Task requirements:
The line holding "<word-art-app></word-art-app>" is the last one to output; start at the first line of the data, keep every line in between exactly, and leave out pictures.

====== Data excerpt

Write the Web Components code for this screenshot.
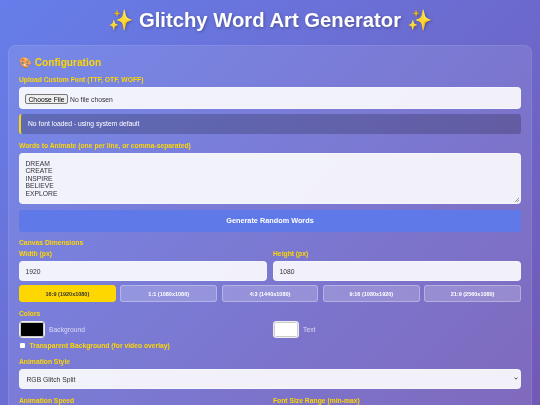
<!DOCTYPE html>
<html lang="en">
<head>
<meta charset="utf-8">
<title>Glitchy Word Art Generator</title>
<style>
  html, body { margin: 0; height: 405px; overflow: hidden; }
  body {
    background: linear-gradient(135deg, #667eea 0%, #764ba2 100%);
    background-size: 100% 760px;
    font-family: "Liberation Sans", Arial, sans-serif;
  }
</style>
</head>
<body>
<word-art-app></word-art-app>

<script>
const FONT = '"Liberation Sans", Arial, sans-serif';

// small helper so each element only writes its markup once
function shadow(el, html) {
  el.attachShadow({ mode: 'open' });
  el.shadowRoot.innerHTML = html;
  return el.shadowRoot;
}

customElements.define('gold-label', class GoldLabel extends HTMLElement {
  constructor() {
    super();
    shadow(this, `
      <style>
        :host { display: block; color: #ffd700; font: bold 6.75px/8px ${FONT}; }
      </style>
      <slot></slot>`);
  }
});

customElements.define('file-field', class FileField extends HTMLElement {
  constructor() {
    super();
    shadow(this, `
      <style>
        :host { display: block; }
        input {
          display: block; box-sizing: border-box; width: 100%; height: 22px; margin: 0;
          padding: 6px 5px; border: 1px solid rgba(255,255,255,.3); border-radius: 4px;
          background: rgba(255,255,255,.9); color: #333; font: 6.75px ${FONT};
        }
        input::file-selector-button {
          font: 6.75px ${FONT}; height: 10px; padding: 0 2.5px; margin-right: 2px;
          border: 1px solid #767676; border-radius: 2px; background: #efefef; color: #000;
        }
      </style>
      <input type="file">`);
  }
});

customElements.define('font-notice', class FontNotice extends HTMLElement {
  constructor() {
    super();
    shadow(this, `
      <style>
        :host {
          display: block; box-sizing: border-box; height: 20.5px; padding: 0 7px;
          background: rgba(0,0,0,.2); border-left: 2px solid #ffd700; border-radius: 3px;
          color: #fff; font: 6.75px/20.5px ${FONT};
        }
      </style>
      <slot></slot>`);
  }
});

customElements.define('words-box', class WordsBox extends HTMLElement {
  constructor() {
    super();
    shadow(this, `
      <style>
        :host { display: block; }
        textarea {
          display: block; box-sizing: border-box; width: 100%; height: 51px; margin: 0;
          padding: 5.5px 5.5px; border: 1px solid rgba(255,255,255,.3); border-radius: 4px; resize: none;
          background: linear-gradient(135deg, transparent 50%, #999 50%, #999 60%, transparent 60%, transparent 75%, #999 75%, #999 85%, transparent 85%) right 1px bottom 1px / 4px 4px no-repeat, rgba(255,255,255,.9);
          color: #333; font: 6.75px/7.6px ${FONT};
        }
      </style>
      <textarea>DREAM
CREATE
INSPIRE
BELIEVE
EXPLORE</textarea>`);
  }
});

customElements.define('action-button', class ActionButton extends HTMLElement {
  constructor() {
    super();
    shadow(this, `
      <style>
        :host { display: block; }
        button {
          display: block; width: 100%; height: 22px; padding: 0 0 1px; border: 0; border-radius: 3px;
          background: #5f7ae8; color: #fff; font: bold 7.3px ${FONT};
        }
      </style>
      <button><slot></slot></button>`);
  }
});

customElements.define('number-field', class NumberField extends HTMLElement {
  constructor() {
    super();
    shadow(this, `
      <style>
        :host { display: flex; flex-direction: column; gap: 3px; min-width: 0; }
        input {
          box-sizing: border-box; width: 100%; height: 20px; margin: 0; padding: 0 5.5px;
          border: 1px solid rgba(255,255,255,.3); border-radius: 4px;
          background: rgba(255,255,255,.9); color: #333; font: 6.75px ${FONT};
        }
      </style>
      <gold-label></gold-label>
      <input type="text">`);
    this.shadowRoot.querySelector('gold-label').textContent = this.getAttribute('label');
    this.shadowRoot.querySelector('input').value = this.getAttribute('value');
  }
});

customElements.define('preset-button', class PresetButton extends HTMLElement {
  constructor() {
    super();
    shadow(this, `
      <style>
        :host { display: block; min-width: 0; }
        button {
          display: block; box-sizing: border-box; width: 100%; height: 17px; padding: 0;
          border: 1px solid rgba(255,255,255,.3); border-radius: 3px;
          background: rgba(255,255,255,.2); color: #fff; font: bold 5.5px ${FONT};
        }
        :host([active]) button { background: #ffd700; border-color: #ffd700; color: #333; }
      </style>
      <button><slot></slot></button>`);
  }
});

customElements.define('color-field', class ColorField extends HTMLElement {
  constructor() {
    super();
    shadow(this, `
      <style>
        :host { display: flex; align-items: center; gap: 4px; color: rgba(255,255,255,.7); font: 6.75px ${FONT}; }
        i { display: block; box-sizing: border-box; width: 26px; height: 17px; border: 1px solid #eee; border-radius: 3px; box-shadow: inset 0 0 0 1px #ccc; background: var(--swatch); }
      </style>
      <i></i><slot></slot>`);
  }
});

customElements.define('transparent-toggle', class TransparentToggle extends HTMLElement {
  constructor() {
    super();
    shadow(this, `
      <style>
        :host { display: flex; align-items: center; gap: 4.5px; height: 8px; color: #ffd700; font: bold 6.75px ${FONT}; }
        input { width: 5px; height: 5px; margin: 0 0 0 1px; appearance: none; background: #fff; border-radius: 1px; }
      </style>
      <input type="checkbox"><slot></slot>`);
  }
});

customElements.define('style-select', class StyleSelect extends HTMLElement {
  constructor() {
    super();
    shadow(this, `
      <style>
        :host { display: block; }
        select {
          display: block; box-sizing: border-box; width: 100%; height: 20px; margin: 0; padding: 0 6.5px;
          appearance: none; border: 1px solid rgba(255,255,255,.3); border-radius: 4px;
          background-color: rgba(255,255,255,.9); color: #333; font: 6.75px ${FONT};
        }
        .wrap { position: relative; }
        svg { position: absolute; right: 3px; top: 8px; width: 4px; height: 3px; pointer-events: none; }
      </style>
      <div class="wrap">
        <select><option>RGB Glitch Split</option></select>
        <svg viewBox="0 0 8 6"><path d="M1 1.2 4 4.4 7 1.2" fill="none" stroke="#222" stroke-width="1.6"/></svg>
      </div>`);
  }
});

customElements.define('config-panel', class ConfigPanel extends HTMLElement {
  constructor() {
    super();
    shadow(this, `
      <style>
        :host {
          display: flex; flex-direction: column; box-sizing: border-box; margin: 0 8px; padding: 10.5px 10px 0;
          height: 400px; background: rgba(255,255,255,.1); border: 1px solid rgba(255,255,255,.08); border-bottom: 0;
          border-radius: 8px 8px 0 0;
        }
        h2 { margin: 0 0 7.5px; height: 12px; color: #ffd700; font: bold 10.125px/12px ${FONT}; }
        .two { display: grid; grid-template-columns: 1fr 1fr; gap: 6px; }
        .presets { display: grid; grid-template-columns: repeat(5, 1fr); gap: 4.5px; margin-top: 4px; }
        file-field { margin-top: 3px; }
        font-notice { margin-top: 4.5px; }
        .l-words { margin-top: 8px; }
        words-box { margin-top: 3px; }
        action-button { margin-top: 6px; }
        .l-canvas { margin-top: 7px; }
        .two.dims { margin-top: 3px; }
        .l-colors { margin-top: 7.5px; }
        .two.colors { margin-top: 3.5px; }
        transparent-toggle { margin-top: 3.5px; }
        .l-style { margin-top: 8px; }
        style-select { margin-top: 3.5px; }
        .l-speed { margin-top: 8px; }
      </style>
      <h2>🎨 Configuration</h2>
      <gold-label>Upload Custom Font (TTF, OTF, WOFF)</gold-label>
      <file-field></file-field>
      <font-notice>No font loaded - using system default</font-notice>
      <gold-label class="l-words">Words to Animate (one per line, or comma-separated)</gold-label>
      <words-box></words-box>
      <action-button>Generate Random Words</action-button>
      <gold-label class="l-canvas">Canvas Dimensions</gold-label>
      <div class="two dims">
        <number-field label="Width (px)" value="1920"></number-field>
        <number-field label="Height (px)" value="1080"></number-field>
      </div>
      <div class="presets">
        <preset-button active>16:9 (1920x1080)</preset-button>
        <preset-button>1:1 (1080x1080)</preset-button>
        <preset-button>4:3 (1440x1080)</preset-button>
        <preset-button>9:16 (1080x1920)</preset-button>
        <preset-button>21:9 (2560x1080)</preset-button>
      </div>
      <gold-label class="l-colors">Colors</gold-label>
      <div class="two colors">
        <color-field style="--swatch:#000">Background</color-field>
        <color-field style="--swatch:#fff">Text</color-field>
      </div>
      <transparent-toggle>Transparent Background (for video overlay)</transparent-toggle>
      <gold-label class="l-style">Animation Style</gold-label>
      <style-select></style-select>
      <div class="two l-speed">
        <gold-label>Animation Speed</gold-label>
        <gold-label>Font Size Range (min-max)</gold-label>
      </div>`);
  }
});

customElements.define('word-art-app', class WordArtApp extends HTMLElement {
  constructor() {
    super();
    shadow(this, `
      <style>
        :host { display: block; filter: blur(.35px); }
        h1 {
          margin: 0; height: 45px; color: #fff; text-align: center;
          font: bold 20.25px/41px ${FONT}; text-shadow: 1px 1px 3px rgba(0,0,0,.3);
        }
      </style>
      <h1>✨ Glitchy Word Art Generator ✨</h1>
      <config-panel></config-panel>`);
  }
});
</script>
</body>
</html>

============

Answer to the task:
Write the Web Components code for this screenshot.
<!DOCTYPE html>
<html lang="en">
<head>
<meta charset="utf-8">
<title>Glitchy Word Art Generator</title>
<style>
  html, body { margin: 0; height: 405px; overflow: hidden; }
  body {
    background: linear-gradient(135deg, #667eea 0%, #764ba2 100%);
    background-size: 100% 760px;
    font-family: "Liberation Sans", Arial, sans-serif;
  }
</style>
</head>
<body>
<word-art-app></word-art-app>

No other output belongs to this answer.